Source excerpt >>
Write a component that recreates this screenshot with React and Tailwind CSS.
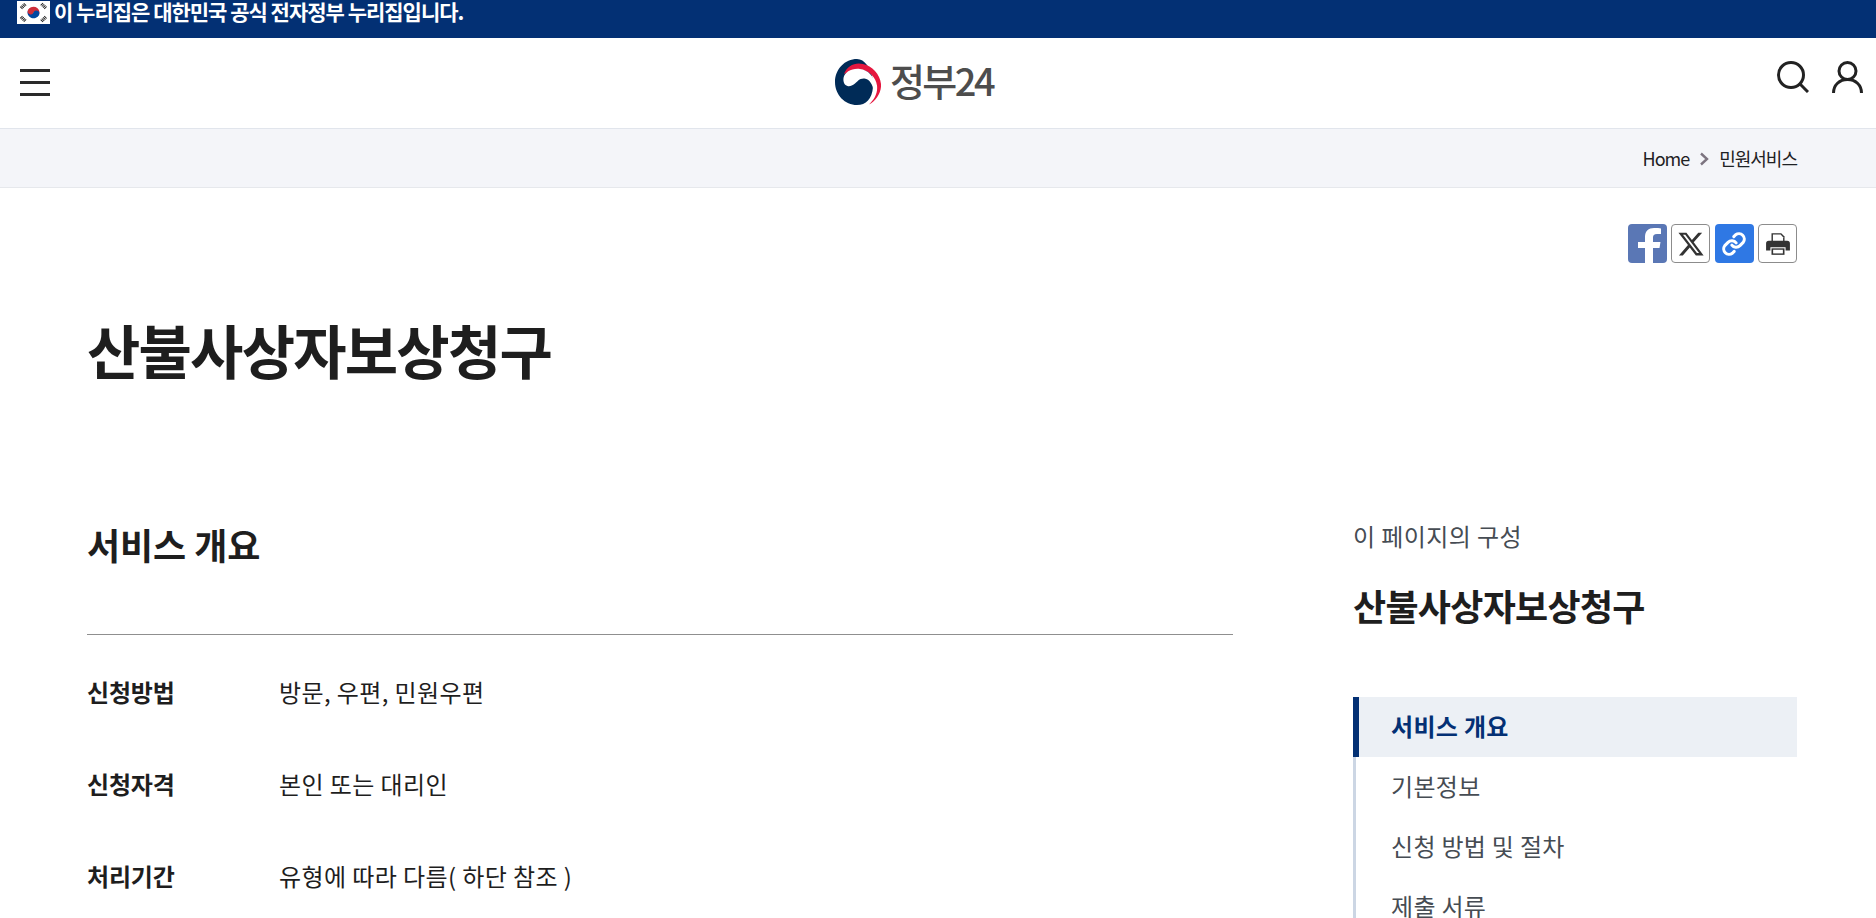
import React from 'react'

const font = { fontFamily: '"Noto Sans CJK KR", "Noto Sans", sans-serif' }

function Flag() {
  return (
    <svg width="33" height="23" viewBox="0 0 33 24" preserveAspectRatio="none" className="shrink-0">
      <rect width="33" height="24" fill="#fff" />
      <g transform="rotate(20 16.500 12)">
        <path d="M10.500 12a6 6 0 0 1 12 0z" fill="#cd2e3a" />
        <path d="M10.500 12a6 6 0 0 0 12 0z" fill="#0047a0" />
        <circle cx="13.500" cy="12" r="3" fill="#cd2e3a" />
        <circle cx="19.500" cy="12" r="3" fill="#0047a0" />
      </g>
      <g stroke="#222" strokeWidth="3.400" strokeDasharray="1 0.700">
        <path d="M4 7.500 8.500 3" />
        <path d="M24.500 3 29 7.500" />
        <path d="M4 16.500 8.500 21" />
        <path d="M24.500 21 29 16.500" />
      </g>
    </svg>
  )
}

function Logo() {
  return (
    <svg width="46" height="46" viewBox="0 0 46 46" className="shrink-0">
      <path d="M22 0C10 0 0 10 0 23s10 23 22 23c9 0 15-6 16-18 .5-6-1-16-6-22C29 2 26 0 22 0z" fill="#002b57" />
      <path d="M9 15C12 7 20 3 28 5c9 2 17 10 18 20 .7 8-5 17-12 20.500 5-5 9-11 8-19-1-8-8-15-15-15.500-7-.5-12 1-18 4z" fill="#e5173f" />
      <path d="M8.500 19C9.500 13 17 9 25 10c8 1 14 7 14.500 15 .2 3-.2 5-1 7-.5-6-4-12-9-12.500-5-.5-7 3-9.500 5-3 2.500-5.500 3-7.500 2.500-3-.8-4.500-4-4-8z" fill="#fff" />
      <path d="M39.500 25c.5 6-1.500 13-5.500 18 3-1 7-7 7-13 0-2-.5-3.500-1.500-5z" fill="#fff" />
    </svg>
  )
}

function ShareIcons() {
  return (
    <div className="flex justify-end gap-[4.500px]">
      <button className="w-[39px] h-[39px] rounded-[4px] bg-[#5a77b5] overflow-hidden flex items-end justify-end pr-[5px]">
        <svg width="24" height="35" viewBox="0 0 24 35">
          <path d="M7 35V20H0v-6h7V9c0-6 3.500-9 9-9 2.400 0 6 .2 7 .4v5.600h-4c-3 0-4 1.300-4 3.500V14h7.500l-1 6H15v15z" fill="#fff" />
        </svg>
      </button>
      <button className="w-[39px] h-[39px] rounded-[4px] border border-[#8c8c8c] bg-white flex items-center justify-center">
        <svg width="28" height="28" viewBox="0 0 24 24">
          <path d="M18.244 2.250h3.308l-7.227 8.260 8.502 11.240H16.170l-5.214-6.817L4.990 21.750H1.680l7.730-8.835L1.254 2.250H8.080l4.713 6.231zm-1.161 17.520h1.833L7.084 4.126H5.117z" fill="#333" />
        </svg>
      </button>
      <button className="w-[39px] h-[39px] rounded-[4px] bg-[#2f78e4] flex items-center justify-center">
        <svg width="26" height="26" viewBox="0 0 24 24" fill="none" stroke="#fff" strokeWidth="2.800" strokeLinecap="round" strokeLinejoin="round">
          <path d="M10 13a5 5 0 0 0 7.500.5l3-3a5 5 0 0 0-7-7l-1.700 1.700" />
          <path d="M14 11a5 5 0 0 0-7.500-.5l-3 3a5 5 0 0 0 7 7l1.700-1.700" />
        </svg>
      </button>
      <button className="w-[39px] h-[39px] rounded-[4px] border border-[#8c8c8c] bg-white flex items-center justify-center">
        <svg width="26" height="26" viewBox="0 0 24 24" fill="#333">
          <path d="M6 2h9l3 3v5H6z" />
          <path d="M7.300 3.300v6h9.400V5.700l-2.300-2.400z" fill="#fff" />
          <path d="M3.500 9h17A2.500 2.500 0 0 1 23 11.500V18h-4v-3H5v3H1v-6.500A2.500 2.500 0 0 1 3.500 9z" />
          <path d="M6 16h12v6H6z" />
          <path d="M7.500 17.300h9v3.400h-9z" fill="#fff" />
        </svg>
      </button>
    </div>
  )
}

const rows = [
  ['신청방법', '방문, 우편, 민원우편'],
  ['신청자격', '본인 또는 대리인'],
  ['처리기간', '유형에 따라 다름( 하단 참조 )'],
]

const nav = ['기본정보', '신청 방법 및 절차', '제출 서류']

export default function App() {
  return (
    <div className="h-[918px] overflow-hidden bg-white text-[#1e1e1e]" style={font}>
      <div className="h-[38px] bg-[#033074] flex items-start pt-[1px] pl-[17px] gap-[4px]">
        <Flag />
        <span className="text-[21px] font-bold text-white tracking-[-1px] leading-[23px] -mt-[1px]">이 누리집은 대한민국 공식 전자정부 누리집입니다.</span>
      </div>

      <header className="h-[91px] border-b border-[#e1e5ec] flex items-center justify-between pl-[20px] pr-[13px]">
        <div className="w-[30px] flex flex-col gap-[9px] mt-[-1px]">
          <span className="h-[3px] bg-[#2a2a2a]" />
          <span className="h-[3px] bg-[#2a2a2a]" />
          <span className="h-[3px] bg-[#2a2a2a]" />
        </div>
        <div className="flex items-center gap-[9px] ml-[1px] -mt-[3px]">
          <Logo />
          <span className="text-[38px] font-medium text-[#4d4d4d] tracking-[-2.500px] leading-none -mt-[4px]">정부24</span>
        </div>
        <div className="flex items-center gap-[23px] -mt-[12px]">
          <svg width="32" height="32" viewBox="0 0 32 32" fill="none" stroke="#222" strokeWidth="3">
            <circle cx="14" cy="14" r="12.500" />
            <path d="M23 23l8 8" />
          </svg>
          <svg width="31" height="32" viewBox="0 0 31 32" fill="none" stroke="#222" strokeWidth="3">
            <circle cx="15.500" cy="10" r="8.500" />
            <path d="M1.500 32c0-8 6-13.500 14-13.500s14 5.500 14 13.500" />
          </svg>
        </div>
      </header>

      <div className="h-[59px] bg-[#f4f5f9] border-b border-[#e6e8ec] flex items-center justify-end pr-[79px] pt-[1px] text-[18px] tracking-[-1px] text-[#1e2124]">
        <span>Home</span>
        <svg width="10" height="14" viewBox="0 0 10 14" fill="none" stroke="#7c7480" strokeWidth="2.400" className="mx-[10px]">
          <path d="M2 1.500 8 7l-6 5.500" />
        </svg>
        <span>민원서비스</span>
      </div>

      <main className="pl-[87px] pr-[79px]">
        <div className="pt-[36px]">
          <ShareIcons />
        </div>
        <h1 className="mt-[46px] text-[58px] font-bold leading-[80px] tracking-[-1.800px] text-[#1e1e1e]">산불사상자보상청구</h1>

        <div className="mt-[131px] flex justify-between">
          <section className="w-[1146px]">
            <h2 className="text-[36px] font-bold leading-[48px] tracking-[-0.100px] text-[#1e1e1e] pb-[66px] border-b border-[#8f8f8f]">서비스 개요</h2>
            <dl className="mt-[42px] flex flex-col gap-[62px] text-[24px] leading-[30px]">
              {rows.map(([k, v]) => (
                <div key={k} className="flex">
                  <dt className="w-[192px] font-bold tracking-[-0.200px]">{k}</dt>
                  <dd className="tracking-[0.400px]">{v}</dd>
                </div>
              ))}
            </dl>
          </section>

          <aside className="w-[444px] -mt-[6px]">
            <p className="text-[24px] leading-[30px] tracking-[0.400px] text-[#464c53] mt-[7px]">이 페이지의 구성</p>
            <h3 className="mt-[30px] text-[36px] font-bold leading-[48px] tracking-[-0.700px]">산불사상자보상청구</h3>
            <nav className="mt-[68px] border-l-[3px] border-[#ccd6e4]">
              <div className="-ml-[3px] h-[60px] bg-[#ecf0f5] border-l-[6px] border-[#033074] flex items-center pl-[32px] pb-[3px] text-[24px] tracking-[0.300px] font-bold text-[#033074]">서비스 개요</div>
              {nav.map(n => (
                <div key={n} className="h-[60px] flex items-center pl-[35px] pb-[3px] text-[24px] tracking-[0.300px] text-[#464c53]">{n}</div>
              ))}
            </nav>
          </aside>
        </div>
      </main>
    </div>
  )
}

Exercise description >>
Copy all lines above containing the string "React".

Exercise result >>
Write a component that recreates this screenshot with React and Tailwind CSS.
import React from 'react'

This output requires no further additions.